What right did I have then to claim this relatively minor part of myself? I had seen genealogy tests from my mother’s parents, my grandfather nearly half native; my grandmother, a quarter, based on percentage. And then I remembered what one of my Spanish teachers had told my class when I was a teen. “When you say someone is half one thing and half another, where does one half end and the other begin? Is your arm black and your leg white? Or are you Mexican from the waist up and then I cut you off at the waist to make your lower half?” The point being, any part of me is all of me. I personally do not care for genealogy tests for this reason. I want to be a part of my own culture and I want to be able to accept all parts of myself, 25 percent or 100. 


So, I started to dance. 


After overcoming the initial apprehension and that first bit of fear, that first deer dance started to come out smoothly.
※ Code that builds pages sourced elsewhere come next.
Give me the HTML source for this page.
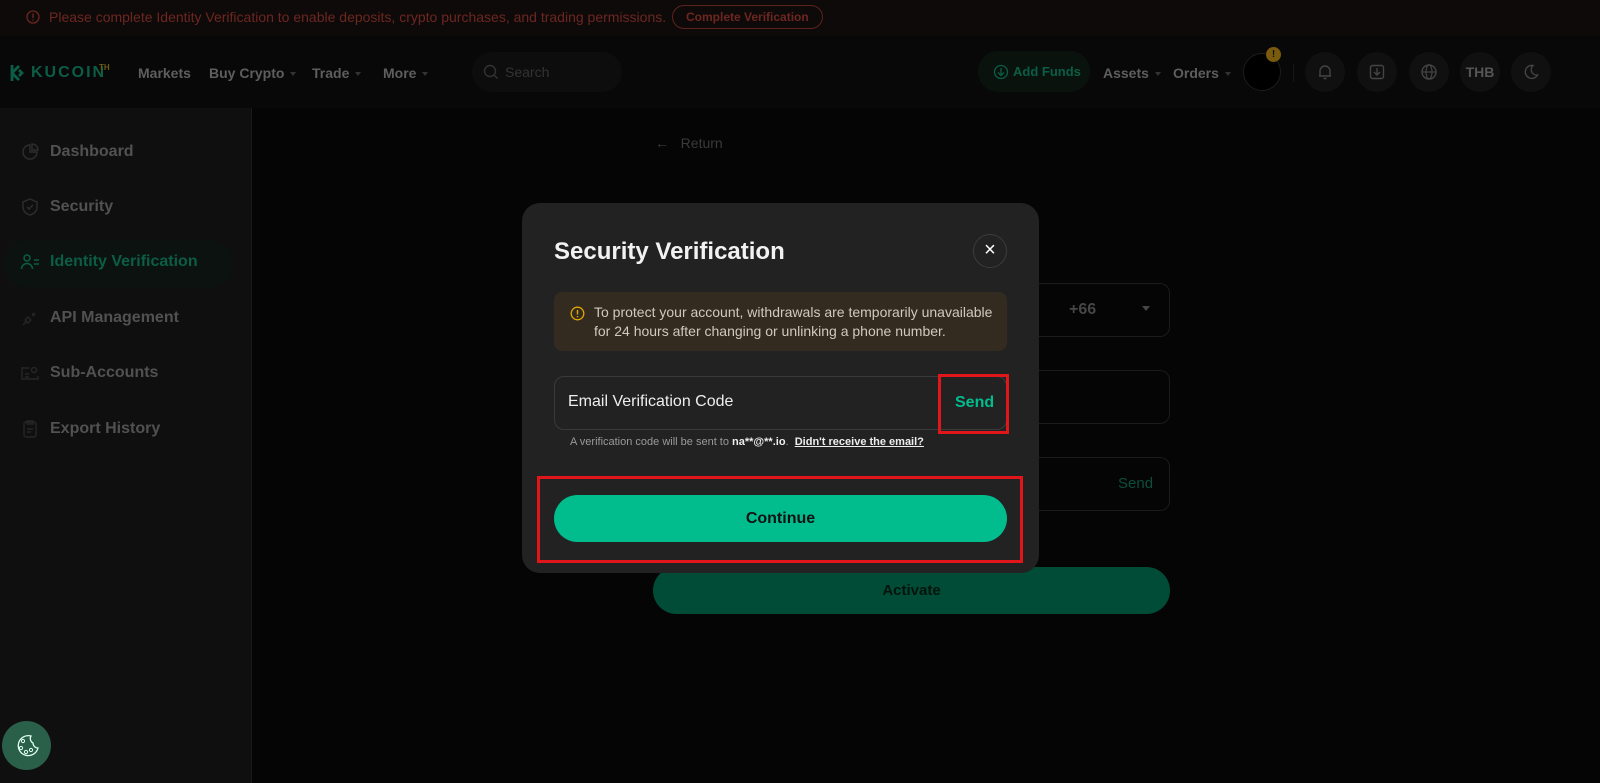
<!DOCTYPE html>
<html><head><meta charset="utf-8"><style>
*{box-sizing:border-box;margin:0;padding:0}
body{width:1600px;height:783px;overflow:hidden;background:#050505;font-family:"Liberation Sans",Arial,sans-serif;position:relative}
.abs{position:absolute}
.banner{left:0;top:0;width:1600px;height:36px;background:#0d0a09;color:#6e2620;font-size:14px}
.hdr{left:0;top:36px;width:1600px;height:72px;background:#080808}
.nav{color:#5e5e5e;font-size:14px;font-weight:bold}
.caret{display:inline-block;border:3px solid transparent;border-top:4px solid #333;margin-left:6px;vertical-align:-1px}
.icb{width:40px;height:40px;border-radius:20px;background:#101010;top:52px}
.side{left:0;top:108px;width:252px;height:675px;background:#0f0f0f;border-right:1px solid #1a1a1a}
.si{left:20px;color:#515151;font-size:16px;font-weight:bold;height:20px;display:flex;align-items:center}
.si svg{margin-right:10px}
.field{border:1px solid #1b1b1b;border-radius:10px;left:653px;width:517px}
.modal{left:522px;top:203px;width:517px;height:370px;background:#222;border-radius:18px}
</style></head><body>
<div class="abs banner">
 <svg class="abs" style="left:26px;top:10px" width="14" height="14" viewBox="0 0 14 14"><circle cx="7" cy="7" r="6" fill="none" stroke="#6e2620" stroke-width="1.3"/><path d="M7 3.5v4.5M7 9.5v1" stroke="#6e2620" stroke-width="1.4"/></svg>
 <span class="abs" style="left:49px;top:9px">Please complete Identity Verification to enable deposits, crypto purchases, and trading permissions.</span>
 <div class="abs" style="left:672px;top:5px;width:151px;height:24px;border:1px solid #5e221c;border-radius:12px;font-size:12px;font-weight:bold;line-height:22px;padding-left:13px">Complete Verification →</div>
</div>
<div class="abs hdr">
 <svg class="abs" style="left:9px;top:27px" width="20" height="20" viewBox="0 0 20 20"><path d="M3 2v16M3 10l7-7M3 10l7 7M10 7l3 3-3 3" stroke="#0b5e45" stroke-width="2.8" fill="none"/></svg>
 <span class="abs" style="left:31px;top:28px;color:#0b5e45;font-weight:bold;font-size:16px;letter-spacing:2px">KUCOIN</span><span class="abs" style="left:99px;top:27px;color:#6a5a10;font-size:8px;font-weight:bold">TH</span>
 <span class="abs nav" style="left:138px;top:29px">Markets</span>
 <span class="abs nav" style="left:209px;top:29px">Buy Crypto<i class="caret"></i></span>
 <span class="abs nav" style="left:312px;top:29px">Trade<i class="caret"></i></span>
 <span class="abs nav" style="left:383px;top:29px">More<i class="caret"></i></span>
 <div class="abs" style="left:472px;top:16px;width:150px;height:40px;border-radius:20px;background:#0d0d0d"></div>
 <svg class="abs" style="left:483px;top:28px" width="16" height="16" viewBox="0 0 16 16"><circle cx="7" cy="7" r="5.5" fill="none" stroke="#333" stroke-width="1.4"/><path d="M11 11l3.5 3.5" stroke="#333" stroke-width="1.4"/></svg>
 <span class="abs" style="left:505px;top:28px;color:#333;font-size:14px">Search</span>
 <div class="abs" style="left:978px;top:15px;width:112px;height:41px;border-radius:20px;background:#0a120e"></div>
 <svg class="abs" style="left:993px;top:28px" width="16" height="16" viewBox="0 0 16 16"><circle cx="8" cy="8" r="6.5" fill="none" stroke="#0b5e45" stroke-width="1.3"/><path d="M8 4v7M5 8.5l3 3 3-3" stroke="#0b5e45" stroke-width="1.3" fill="none"/></svg>
 <span class="abs" style="left:1013px;top:28px;color:#0b5e45;font-weight:bold;font-size:13px">Add Funds</span>
 <span class="abs nav" style="left:1103px;top:29px">Assets<i class="caret"></i></span>
 <span class="abs nav" style="left:1173px;top:29px">Orders<i class="caret"></i></span>
 <div class="abs" style="left:1243px;top:17px;width:38px;height:38px;border-radius:19px;background:#000;border:1px solid #1c1c1c"></div>
 <div class="abs" style="left:1266px;top:11px;width:15px;height:15px;border-radius:8px;background:#7a5a0c;color:#111;font-size:10px;text-align:center;line-height:15px;font-weight:bold">!</div>
 <div class="abs" style="left:1293px;top:28px;width:1px;height:18px;background:#151515"></div>
</div>
<div class="abs icb" style="left:1305px"><svg style="margin:11px" width="18" height="18" viewBox="0 0 18 18"><path d="M4 13V8a5 5 0 0110 0v5H4zM3 13h12M7.5 15.5h3" stroke="#444" stroke-width="1.4" fill="none"/></svg></div>
<div class="abs icb" style="left:1357px"><svg style="margin:11px" width="18" height="18" viewBox="0 0 18 18"><rect x="2.5" y="2.5" width="13" height="13" rx="2" stroke="#444" stroke-width="1.4" fill="none"/><path d="M9 5v7M6 9l3 3 3-3" stroke="#444" stroke-width="1.4" fill="none"/></svg></div>
<div class="abs icb" style="left:1409px"><svg style="margin:11px" width="18" height="18" viewBox="0 0 18 18"><circle cx="9" cy="9" r="7" stroke="#444" stroke-width="1.4" fill="none"/><ellipse cx="9" cy="9" rx="3" ry="7" stroke="#444" stroke-width="1.2" fill="none"/><path d="M2 9h14" stroke="#444" stroke-width="1.2"/></svg></div>
<div class="abs icb" style="left:1460px;color:#555;font-weight:bold;font-size:14px;text-align:center;line-height:40px">THB</div>
<div class="abs icb" style="left:1511px"><svg style="margin:11px" width="18" height="18" viewBox="0 0 18 18"><path d="M11 2.5A6.5 6.5 0 1015.5 12 5.5 5.5 0 0111 2.5z" stroke="#444" stroke-width="1.4" fill="none"/></svg></div>

<div class="abs side"></div>
<div class="abs" style="left:4px;top:240px;width:230px;height:48px;border-radius:24px;background:#0b120f"></div>
<div class="abs si" style="top:142px"><svg width="20" height="20" viewBox="0 0 20 20"><path d="M10 3a7 7 0 107 7h-7z M12 2v6h6a6 6 0 00-6-6z" stroke="#2e2e2e" stroke-width="1.4" fill="none"/></svg>Dashboard</div>
<div class="abs si" style="top:197px"><svg width="20" height="20" viewBox="0 0 20 20"><path d="M10 2l7 3v5c0 4-3 7-7 8-4-1-7-4-7-8V5z M7 10l2 2 4-4" stroke="#2e2e2e" stroke-width="1.4" fill="none"/></svg>Security</div>
<div class="abs si" style="top:252px;color:#0b5e45"><svg width="20" height="20" viewBox="0 0 20 20"><circle cx="7" cy="6" r="3" stroke="#0b5e45" stroke-width="1.5" fill="none"/><path d="M1.5 17a5.5 5.5 0 0111 0M14 8h5M14 12h5" stroke="#0b5e45" stroke-width="1.5" fill="none"/></svg>Identity Verification</div>
<div class="abs si" style="top:308px"><svg width="20" height="20" viewBox="0 0 20 20"><path d="M3 17l4-4M8 9l3 3-3 3-3-3zM12 8l3-3M12 5l3 3" stroke="#262626" stroke-width="1.4" fill="none"/></svg>API Management</div>
<div class="abs si" style="top:363px"><svg width="20" height="20" viewBox="0 0 20 20"><path d="M2 5h7M2 4v12h16v-3M5 11h4M5 14h4" stroke="#262626" stroke-width="1.4" fill="none"/><circle cx="14" cy="7" r="2.5" stroke="#262626" stroke-width="1.4" fill="none"/></svg>Sub-Accounts</div>
<div class="abs si" style="top:419px"><svg width="20" height="20" viewBox="0 0 20 20"><rect x="4" y="3" width="12" height="15" rx="2" stroke="#262626" stroke-width="1.4" fill="none"/><path d="M7 2h6v3H7zM7 10h6M7 13h4" stroke="#262626" stroke-width="1.4" fill="none"/></svg>Export History</div>
<div class="abs" style="left:2px;top:721px;width:49px;height:49px;border-radius:25px;background:#2a5f4a"><svg style="margin:10px" width="29" height="29" viewBox="0 0 29 29"><path d="M19 5a10 10 0 1 0 7 12 5 5 0 0 1-5-5 5 5 0 0 1-2-7z" stroke="#dfe" stroke-width="1.3" fill="none"/><circle cx="11" cy="10" r="1.6" stroke="#dfe" fill="none"/><circle cx="9" cy="17" r="1.6" stroke="#dfe" fill="none"/><circle cx="14" cy="21" r="1.6" stroke="#dfe" fill="none"/><circle cx="19" cy="19" r="1.6" stroke="#dfe" fill="none"/></svg></div>

<span class="abs" style="left:655px;top:135px;color:#3a3a3a;font-size:14px">←&nbsp;&nbsp;&nbsp;Return</span>
<div class="abs field" style="top:283px;height:54px"><span class="abs" style="left:415px;top:17px;color:#464646;font-size:16px;font-weight:bold">+66</span><i class="abs" style="left:488px;top:22px;border:4px solid transparent;border-top:5px solid #464646"></i></div>
<div class="abs field" style="top:370px;height:54px"></div>
<div class="abs field" style="top:457px;height:54px"><span class="abs" style="left:464px;top:17px;color:#0b4e3a;font-size:15px">Send</span></div>
<div class="abs" style="left:653px;top:567px;width:517px;height:47px;border-radius:24px;background:#004c36;color:#06140e;font-weight:bold;font-size:15px;text-align:center;line-height:47px">Activate</div>

<div class="abs modal">
 <div class="abs" style="left:32px;top:35px;color:#f2f2f2;font-size:24px;font-weight:bold">Security Verification</div>
 <div class="abs" style="left:451px;top:31px;width:34px;height:34px;border-radius:17px;border:1px solid #3c3c3c;color:#fff;text-align:center;line-height:31px;font-size:20px">×</div>
 <div class="abs" style="left:32px;top:89px;width:453px;height:59px;background:#332b20;border-radius:8px">
  <svg class="abs" style="left:16px;top:14px" width="15" height="15" viewBox="0 0 15 15"><circle cx="7.5" cy="7.5" r="6.3" stroke="#e0a800" stroke-width="1.3" fill="none"/><path d="M7.5 4v4.5M7.5 10v1.2" stroke="#e0a800" stroke-width="1.4"/></svg>
  <div class="abs" style="left:40px;top:11px;color:#cfc9bf;font-size:14px;line-height:19px">To protect your account, withdrawals are temporarily unavailable<br>for 24 hours after changing or unlinking a phone number.</div>
 </div>
 <div class="abs" style="left:32px;top:173px;width:453px;height:54px;border:1px solid #3a3a3a;border-radius:10px"><span class="abs" style="left:13px;top:16px;color:#eee;font-size:16px">Email Verification Code</span><span class="abs" style="left:400px;top:17px;color:#01bc8d;font-size:16px;font-weight:bold">Send</span></div>
 <div class="abs" style="left:416px;top:171px;width:71px;height:60px;border:3px solid #e0161b"></div>
 <div class="abs" style="left:48px;top:233px;color:#9a9a9a;font-size:11px">A verification code will be sent to <b style="color:#eee">na**@**.io</b>.&nbsp; <b style="color:#eee;text-decoration:underline">Didn't receive the email?</b></div>
 <div class="abs" style="left:32px;top:292px;width:453px;height:47px;border-radius:24px;background:#01bc8d;color:#111;font-size:16px;font-weight:bold;text-align:center;line-height:47px">Continue</div>
 <div class="abs" style="left:15px;top:273px;width:486px;height:87px;border:3px solid #e0161b"></div>
</div>
</body></html>
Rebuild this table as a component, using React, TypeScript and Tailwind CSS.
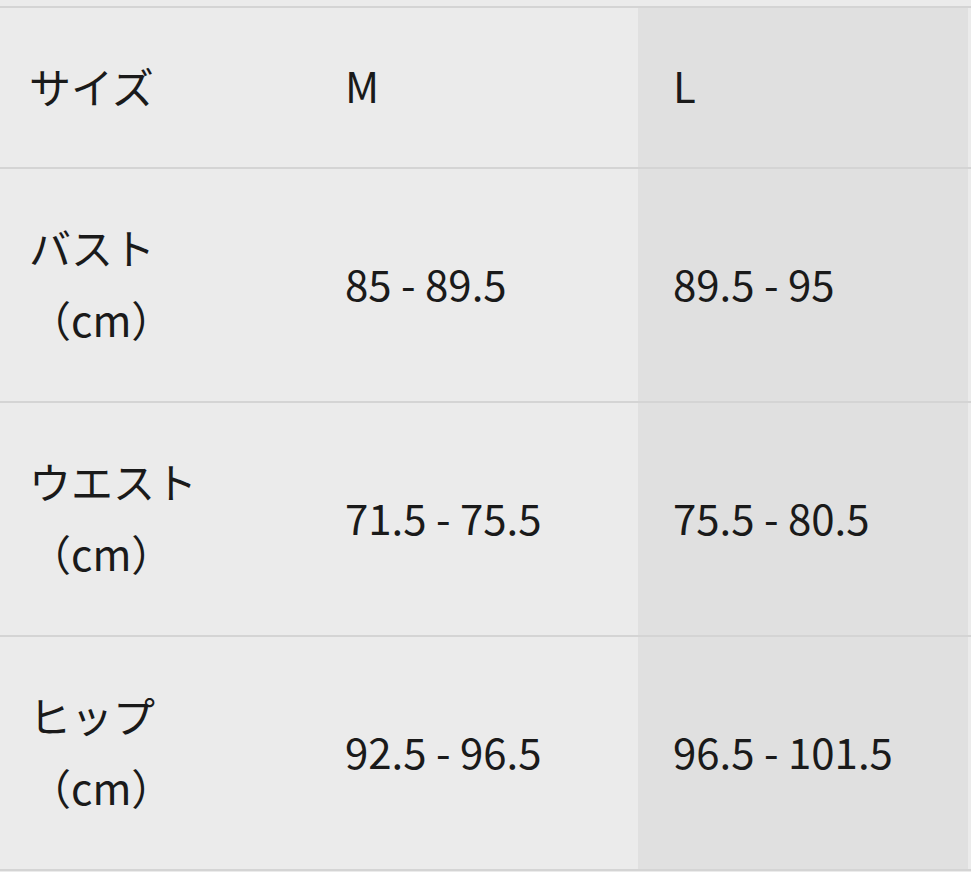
const rows = [
  { label: ['バスト', '（cm）'], m: '85 - 89.5', l: '89.5 - 95' },
  { label: ['ウエスト', '（cm）'], m: '71.5 - 75.5', l: '75.5 - 80.5' },
  { label: ['ヒップ', '（cm）'], m: '92.5 - 96.5', l: '96.5 - 101.5' },
]

function Row({ label, m, l, header }: { label: string[]; m: string; l: string; header?: boolean }) {
  return (
    <div className={`flex border-b-2 border-[#d4d4d4] ${header ? 'h-[161px]' : 'h-[234px]'}`}>
      <div className="w-[313px] pl-[29px] pb-[4px] flex flex-col justify-center leading-[72px]">
        {label.map((t) => (
          <div key={t}>{t}</div>
        ))}
      </div>
      <div className="w-[325px] pl-[32px] pb-[6px] flex items-center">{m}</div>
      <div className="w-[330px] pl-[35px] pb-[6px] flex items-center bg-[#e0e0e0]">{l}</div>
    </div>
  )
}

export default function App() {
  return (
    <div
      className="w-[971px] h-[872px] bg-[#ebebeb] pt-[6px] text-[#1a1a1a] text-[42px] overflow-hidden"
      style={{ fontFamily: '"Noto Sans CJK JP", "Noto Sans", sans-serif' }}
    >
      <div className="border-t-2 border-[#d4d4d4]">
        <Row header label={['サイズ']} m="M" l="L" />
        {rows.map((r) => (
          <Row key={r.m} label={r.label} m={r.m} l={r.l} />
        ))}
      </div>
    </div>
  )
}
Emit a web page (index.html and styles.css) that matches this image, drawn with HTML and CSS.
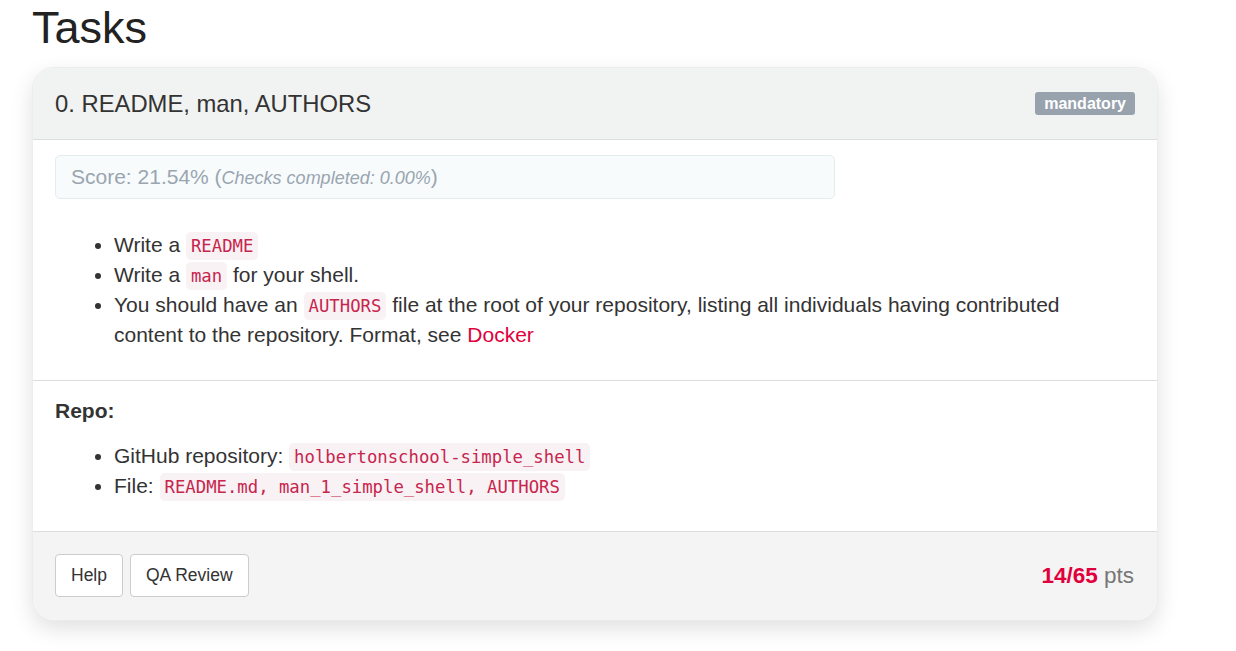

Using the little phrases I had managed to piece together from the language using Google and Youtube, I chanted in Yaqui, offering a blessing to listeners and passerby on my school’s “palm walk.” I left a sign explaining the significance, name, and purpose of the deer dance while asking for donations to help plant trees. By the end of the day, I had earned enough to plant roughly 500 trees through the charity OneTree Planted. And while some more recent research I’ve read indicates that tree planting while well-intentioned may not always be the best form of helping the environment, at the very least, it was a start.